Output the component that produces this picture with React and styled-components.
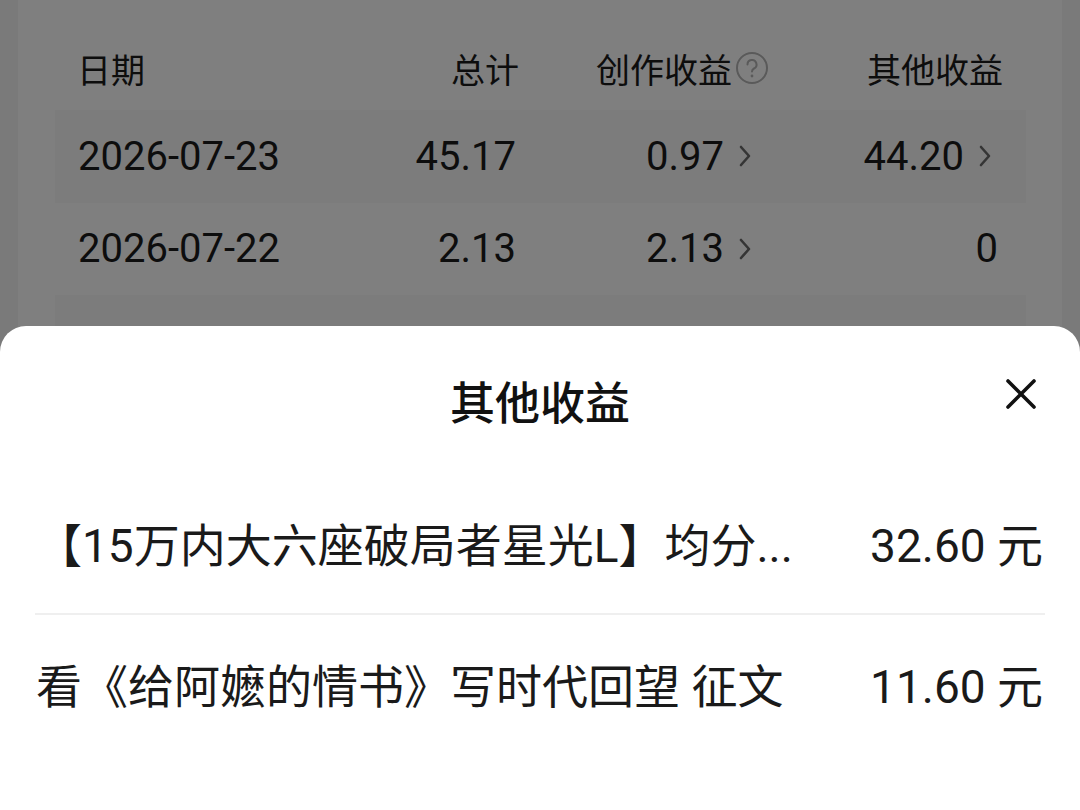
import React from "react";
import styled, { createGlobalStyle } from "styled-components";

const GlobalStyle = createGlobalStyle`
  html, body {
    margin: 0;
    padding: 0;
    background: #f4f4f4;
    font-family: "Roboto", "Noto Sans CJK SC", sans-serif;
    color: #1a1a1a;
  }
  * { box-sizing: border-box; }
`;

const Page = styled.div`
  width: 1080px;
  height: 810px;
  overflow: hidden;
  position: relative;
  background: #f4f4f4;
  padding: 0 18px;
`;

const Card = styled.div`
  background: #ffffff;
  padding: 26px 36px 0 37px;
  height: 100%;
`;

const TableRow = styled.div`
  display: grid;
  grid-template-columns: ${(p) => (p.$head ? "254px" : "250px")} 188px 250px 1fr;
  align-items: center;
  height: ${(p) => (p.$head ? "84px" : "92.5px")};
  padding: ${(p) => (p.$head ? "0 23px 0 22px" : "0 28px 0 23px")};
  background: ${(p) => (p.$shade ? "#f8f8f8" : "transparent")};
  font-size: ${(p) => (p.$head ? "34px" : "40px")};
`;

const Cell = styled.div`
  display: flex;
  align-items: center;
  justify-content: ${(p) => (p.$left ? "flex-start" : "flex-end")};
  padding-right: ${(p) => p.$inset || 0}px;
  white-space: nowrap;
`;

const HelpIcon = styled.svg`
  width: 34px;
  height: 34px;
  margin-left: 3px;
`;

const Chevron = styled.svg`
  width: 14px;
  height: 24px;
  margin-left: 14px;
`;

const Scrim = styled.div`
  position: absolute;
  inset: 0;
  background: rgba(0, 0, 0, 0.5);
`;

const Sheet = styled.div`
  position: absolute;
  left: 0;
  right: 0;
  bottom: 0;
  height: 484px;
  background: #ffffff;
  border-radius: 26px 26px 0 0;
  padding: 0 35px;
  display: flex;
  flex-direction: column;
`;

const SheetHead = styled.div`
  height: 149px;
  display: flex;
  align-items: center;
  justify-content: center;
  position: relative;
`;

const SheetTitle = styled.div`
  font-family: "Noto Sans CJK SC", sans-serif;
  font-size: 45px;
  font-weight: 500;
  color: #111;
`;

const CloseButton = styled.button`
  position: absolute;
  right: 6px;
  top: 50px;
  width: 36px;
  height: 36px;
  border: none;
  background: none;
  padding: 0;
  display: flex;
  align-items: center;
  justify-content: center;
`;

const ItemRow = styled.div`
  height: 140px;
  display: flex;
  align-items: center;
  justify-content: space-between;
  border-bottom: ${(p) => (p.$line ? "2px solid #efefef" : "none")};
  padding: 0 2px 0 1px;
  font-size: 46px;
`;

const ItemName = styled.div`
  max-width: 790px;
  white-space: nowrap;
  overflow: hidden;
  text-overflow: ellipsis;
  color: #1a1a1a;
  margin-top: -4px;
`;

const ItemAmount = styled.div`
  white-space: nowrap;
  color: #1a1a1a;
  margin-top: -4px;
`;

const rows = [
  { date: "2026-07-23", total: "45.17", create: "0.97", other: "44.20" },
  { date: "2026-07-22", total: "2.13", create: "2.13", other: "0" },
  { date: "2026-07-21", total: "1.48", create: "1.48", other: "0" },
];

const items = [
  { name: "【15万内大六座破局者星光L】均分...", amount: "32.60 元" },
  { name: "看《给阿嬷的情书》写时代回望 征文", amount: "11.60 元" },
];

const Arrow = () => (
  <Chevron viewBox="0 0 14 24">
    <path d="M3 3 L11 12 L3 21" fill="none" stroke="#6a6a6a" strokeWidth="2.6" strokeLinecap="round" strokeLinejoin="round" />
  </Chevron>
);

const App = () => {
  return (
    <Page>
      <GlobalStyle />
      <Card>
        <TableRow $head>
          <Cell $left>日期</Cell>
          <Cell>总计</Cell>
          <Cell>
            创作收益
            <HelpIcon viewBox="0 0 34 34">
              <circle cx="17" cy="17" r="15" fill="none" stroke="#b4b4b4" strokeWidth="2" />
              <path d="M12.5 13.5a4.5 4.5 0 1 1 6.5 4c-1.3.7-2 1.5-2 3" fill="none" stroke="#b4b4b4" strokeWidth="2" strokeLinecap="round" />
              <circle cx="17" cy="25" r="1.4" fill="#b4b4b4" />
            </HelpIcon>
          </Cell>
          <Cell>其他收益</Cell>
        </TableRow>
        {rows.map((r, i) => (
          <TableRow key={r.date} $shade={i % 2 === 0}>
            <Cell $left>{r.date}</Cell>
            <Cell>{r.total}</Cell>
            <Cell $inset={14}>
              {r.create}
              <Arrow />
            </Cell>
            <Cell $inset={r.other === "0" ? 0 : 6}>
              {r.other}
              {r.other !== "0" && <Arrow />}
            </Cell>
          </TableRow>
        ))}
      </Card>
      <Scrim />
      <Sheet>
        <SheetHead>
          <SheetTitle>其他收益</SheetTitle>
          <CloseButton aria-label="关闭">
            <svg width="32" height="32" viewBox="0 0 32 32">
              <path d="M3 3 L29 29 M29 3 L3 29" stroke="#111" strokeWidth="3.6" strokeLinecap="round" />
            </svg>
          </CloseButton>
        </SheetHead>
        {items.map((it, i) => (
          <ItemRow key={it.name} $line={i === 0}>
            <ItemName>{it.name}</ItemName>
            <ItemAmount>{it.amount}</ItemAmount>
          </ItemRow>
        ))}
      </Sheet>
    </Page>
  );
};

export default App;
□ □ □
Written problem = Using the material above, return every line exactly as it appears, minus the pictures.

Exercise response =
Output the component that produces this picture with React and styled-components.
import React from "react";
import styled, { createGlobalStyle } from "styled-components";

const GlobalStyle = createGlobalStyle`
  html, body {
    margin: 0;
    padding: 0;
    background: #f4f4f4;
    font-family: "Roboto", "Noto Sans CJK SC", sans-serif;
    color: #1a1a1a;
  }
  * { box-sizing: border-box; }
`;

const Page = styled.div`
  width: 1080px;
  height: 810px;
  overflow: hidden;
  position: relative;
  background: #f4f4f4;
  padding: 0 18px;
`;

const Card = styled.div`
  background: #ffffff;
  padding: 26px 36px 0 37px;
  height: 100%;
`;

const TableRow = styled.div`
  display: grid;
  grid-template-columns: ${(p) => (p.$head ? "254px" : "250px")} 188px 250px 1fr;
  align-items: center;
  height: ${(p) => (p.$head ? "84px" : "92.5px")};
  padding: ${(p) => (p.$head ? "0 23px 0 22px" : "0 28px 0 23px")};
  background: ${(p) => (p.$shade ? "#f8f8f8" : "transparent")};
  font-size: ${(p) => (p.$head ? "34px" : "40px")};
`;

const Cell = styled.div`
  display: flex;
  align-items: center;
  justify-content: ${(p) => (p.$left ? "flex-start" : "flex-end")};
  padding-right: ${(p) => p.$inset || 0}px;
  white-space: nowrap;
`;

const HelpIcon = styled.svg`
  width: 34px;
  height: 34px;
  margin-left: 3px;
`;

const Chevron = styled.svg`
  width: 14px;
  height: 24px;
  margin-left: 14px;
`;

const Scrim = styled.div`
  position: absolute;
  inset: 0;
  background: rgba(0, 0, 0, 0.5);
`;

const Sheet = styled.div`
  position: absolute;
  left: 0;
  right: 0;
  bottom: 0;
  height: 484px;
  background: #ffffff;
  border-radius: 26px 26px 0 0;
  padding: 0 35px;
  display: flex;
  flex-direction: column;
`;

const SheetHead = styled.div`
  height: 149px;
  display: flex;
  align-items: center;
  justify-content: center;
  position: relative;
`;

const SheetTitle = styled.div`
  font-family: "Noto Sans CJK SC", sans-serif;
  font-size: 45px;
  font-weight: 500;
  color: #111;
`;

const CloseButton = styled.button`
  position: absolute;
  right: 6px;
  top: 50px;
  width: 36px;
  height: 36px;
  border: none;
  background: none;
  padding: 0;
  display: flex;
  align-items: center;
  justify-content: center;
`;

const ItemRow = styled.div`
  height: 140px;
  display: flex;
  align-items: center;
  justify-content: space-between;
  border-bottom: ${(p) => (p.$line ? "2px solid #efefef" : "none")};
  padding: 0 2px 0 1px;
  font-size: 46px;
`;

const ItemName = styled.div`
  max-width: 790px;
  white-space: nowrap;
  overflow: hidden;
  text-overflow: ellipsis;
  color: #1a1a1a;
  margin-top: -4px;
`;

const ItemAmount = styled.div`
  white-space: nowrap;
  color: #1a1a1a;
  margin-top: -4px;
`;

const rows = [
  { date: "2026-07-23", total: "45.17", create: "0.97", other: "44.20" },
  { date: "2026-07-22", total: "2.13", create: "2.13", other: "0" },
  { date: "2026-07-21", total: "1.48", create: "1.48", other: "0" },
];

const items = [
  { name: "【15万内大六座破局者星光L】均分...", amount: "32.60 元" },
  { name: "看《给阿嬷的情书》写时代回望 征文", amount: "11.60 元" },
];

const Arrow = () => (
  <Chevron viewBox="0 0 14 24">
    <path d="M3 3 L11 12 L3 21" fill="none" stroke="#6a6a6a" strokeWidth="2.6" strokeLinecap="round" strokeLinejoin="round" />
  </Chevron>
);

const App = () => {
  return (
    <Page>
      <GlobalStyle />
      <Card>
        <TableRow $head>
          <Cell $left>日期</Cell>
          <Cell>总计</Cell>
          <Cell>
            创作收益
            <HelpIcon viewBox="0 0 34 34">
              <circle cx="17" cy="17" r="15" fill="none" stroke="#b4b4b4" strokeWidth="2" />
              <path d="M12.5 13.5a4.5 4.5 0 1 1 6.5 4c-1.3.7-2 1.5-2 3" fill="none" stroke="#b4b4b4" strokeWidth="2" strokeLinecap="round" />
              <circle cx="17" cy="25" r="1.4" fill="#b4b4b4" />
            </HelpIcon>
          </Cell>
          <Cell>其他收益</Cell>
        </TableRow>
        {rows.map((r, i) => (
          <TableRow key={r.date} $shade={i % 2 === 0}>
            <Cell $left>{r.date}</Cell>
            <Cell>{r.total}</Cell>
            <Cell $inset={14}>
              {r.create}
              <Arrow />
            </Cell>
            <Cell $inset={r.other === "0" ? 0 : 6}>
              {r.other}
              {r.other !== "0" && <Arrow />}
            </Cell>
          </TableRow>
        ))}
      </Card>
      <Scrim />
      <Sheet>
        <SheetHead>
          <SheetTitle>其他收益</SheetTitle>
          <CloseButton aria-label="关闭">
            <svg width="32" height="32" viewBox="0 0 32 32">
              <path d="M3 3 L29 29 M29 3 L3 29" stroke="#111" strokeWidth="3.6" strokeLinecap="round" />
            </svg>
          </CloseButton>
        </SheetHead>
        {items.map((it, i) => (
          <ItemRow key={it.name} $line={i === 0}>
            <ItemName>{it.name}</ItemName>
            <ItemAmount>{it.amount}</ItemAmount>
          </ItemRow>
        ))}
      </Sheet>
    </Page>
  );
};

export default App;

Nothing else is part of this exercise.